Last updated: 15 February 2005
Contact us: 60hz@csse.uwa.edu.au
Real-time Rendering Group
Department of Computer Science and Software Engineering, The University of Western Australia 		"If you can't do it in realtime, it's not worth doing"
Existing Workshops

If you are very new to Clean, the best place to start is to take a look at An Introduction to Real-time Rendering Using OpenGL. This workshop will take you all the way from the basics of OpenGL, through adding Clean to your codebase and also contains a simple example using Clean to load a 3D object from an existing model file.

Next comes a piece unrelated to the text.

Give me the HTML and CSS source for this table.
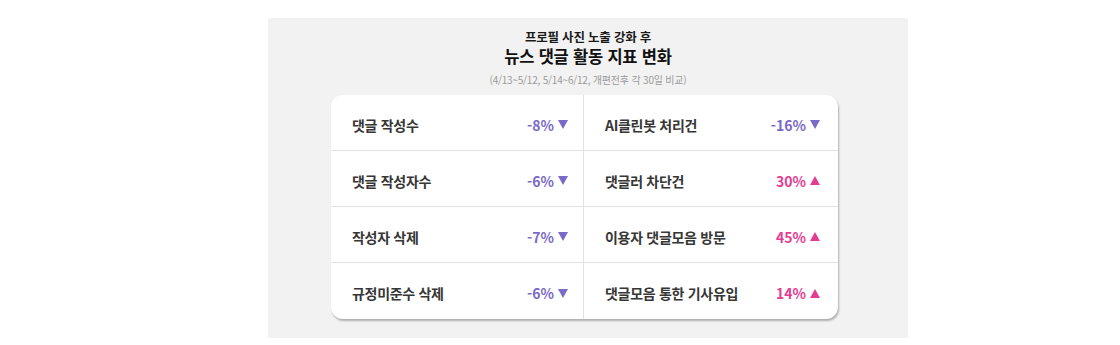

Once you have completed that workshop, you may need some further information on typical use of the clean data structures and functions. This page is intended to fulfill that need. It will take you through creating some of the data structures in order to get some data of your own up on the screen.

Clean Hierarchy

While Clean is written in plain C, it is intended to be used in a somewhat object-oriented fashion. It helps to understand the hierarchy of the data structures when writing code using Clean.

The hierarchy is, from smallest to largest, CLprimitiveset < CLmesh < CLmodel < CLcontext. In practice, the best way to create this hierarchy in you code is as follows:

  1. Create a CLmesh
  2. Fill the mesh with vertex information
  3. Create a CLprimitiveset
  4. Fill the primitiveset with topology information (triangles)
  5. Add the CLprimitiveset to the CLmesh
  6. Create a CLmodel
  7. Add CLmesh to CLmodel
  8. Create a CLcontext
  9. Add CLmodel to CLcontext

Then you end up with a thing that is renderable by clean, a CLcontext.

CLmesh

Create a CLmesh using the Default and New methods, you'll get used to these.

CLmesh* mesh;
mesh = clDefaultMesh(clNewMesh());

Basically, the CLmesh is the most important structure. The definition of the CLmesh struct is here and more detailed information is here.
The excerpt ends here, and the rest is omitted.